Friday, March 4, 2011

The Fantasy Trip: Death Test Micro-Art

Following the huge success of Melee and Wizard, Metagaming released a long line of Microquest adventures, starting with Death Test. The Microquests were pre-programmed adventures, somewhat akin to the choose-your-own-adventure line of products. Thus, they were perfect for those who wanted to play a solo game of Melee or Wizard.

The original Death Test adventure hook was rather lame. The local overlord stocks a obstacle-course dungeon and sends potential hired goons through the labyrinth to test their mettle. You are one of those potential bands of hired goons.

The obstacle-course was a mixture of straight-up combat encounters, and gotcha traps. If you survived the Death Test (and the back cover warning was not hyperbole: this adventure was a KILLER) you arrived at the end of the obstacle-course and were either offered a job as a hired goon or were executed for running away from combats too many times. Harsh.



While the adventure hook was pretty lame, the gameplay was fun, and Metagaming's micro-art reached its zenith with Death Test. Pat Hidy was the illustrator for Death Test, and the most memorable adversary micro-art comes from the counter set that was included with this Microquest adventure.


Pictured, at the top, is a malevolent-looking dude that we used as an evil wizard, if that's what was called for in a particular combat. Looking at the figure now, i'm not sure why we thought he was a wizard, as he clearly possesses a battleaxe and shield, and has a sword strapped to his back.

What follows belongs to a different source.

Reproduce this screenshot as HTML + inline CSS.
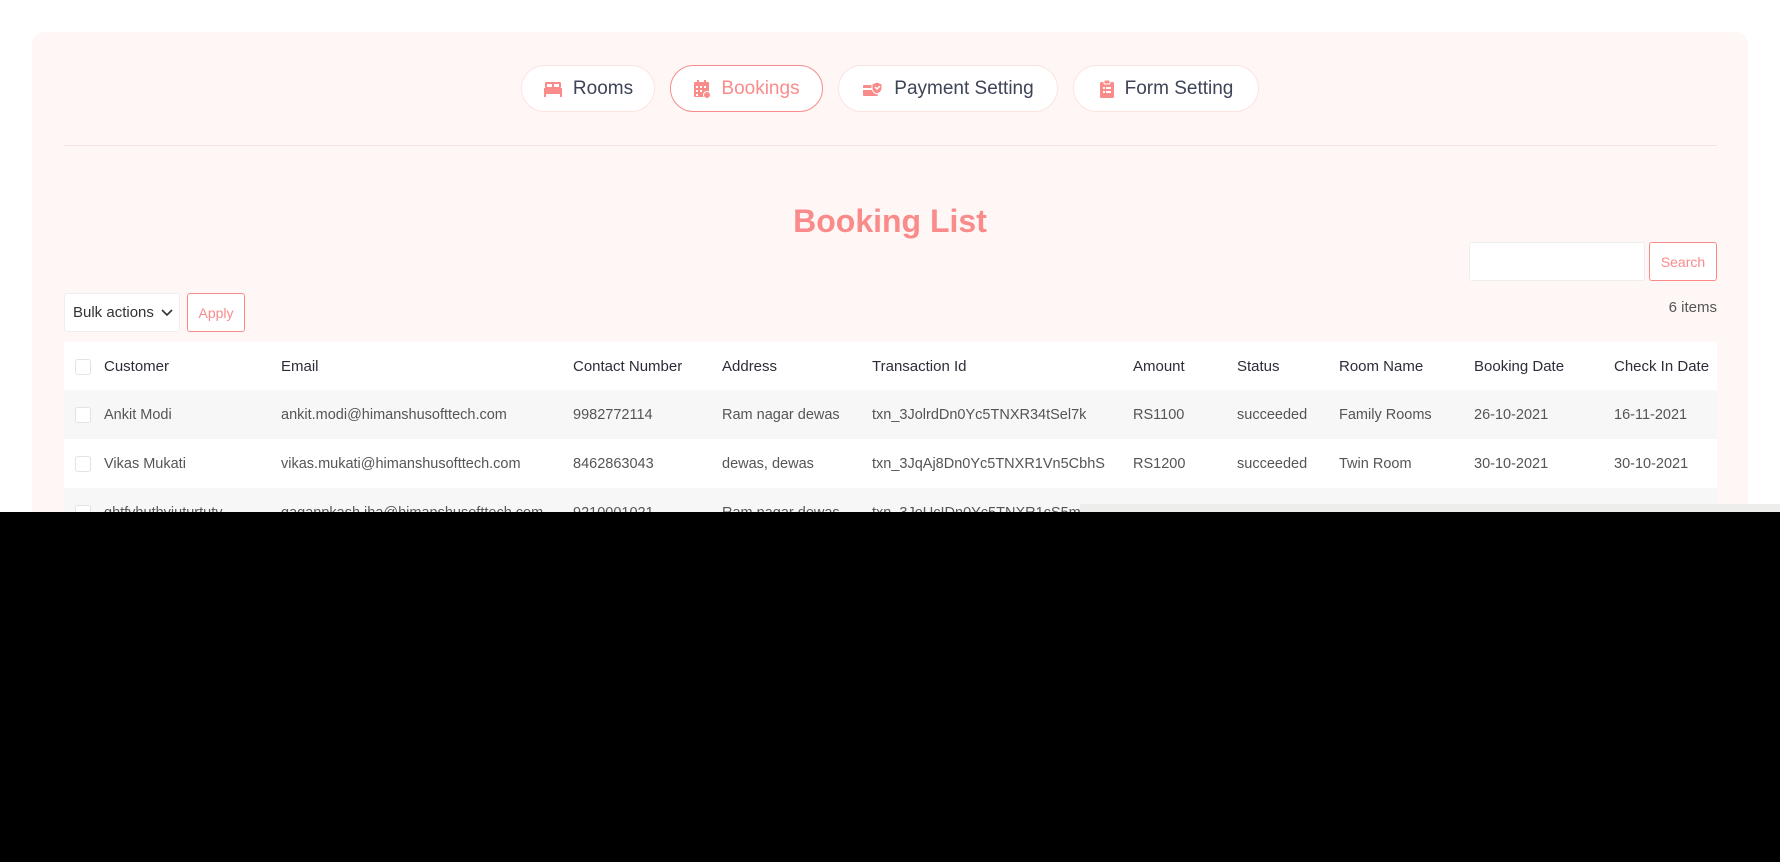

Also included among the 35 Death Test counters, were seven goblins, six of which I have reproduced here. The most memorable goblins, for many of you, will be the first two: they appeared either in the Metagaming ads in Dragon Magazine, or on the back covers of the later Melee "boxed-set" back covers.

For those of you keeping score, you will note that five of the seven figures above are topless. I think its safe to conclude that Cidri, the assumed setting for The Fantasy Trip, is a jungle-world, where the climate is too hot for the employment of upper garments.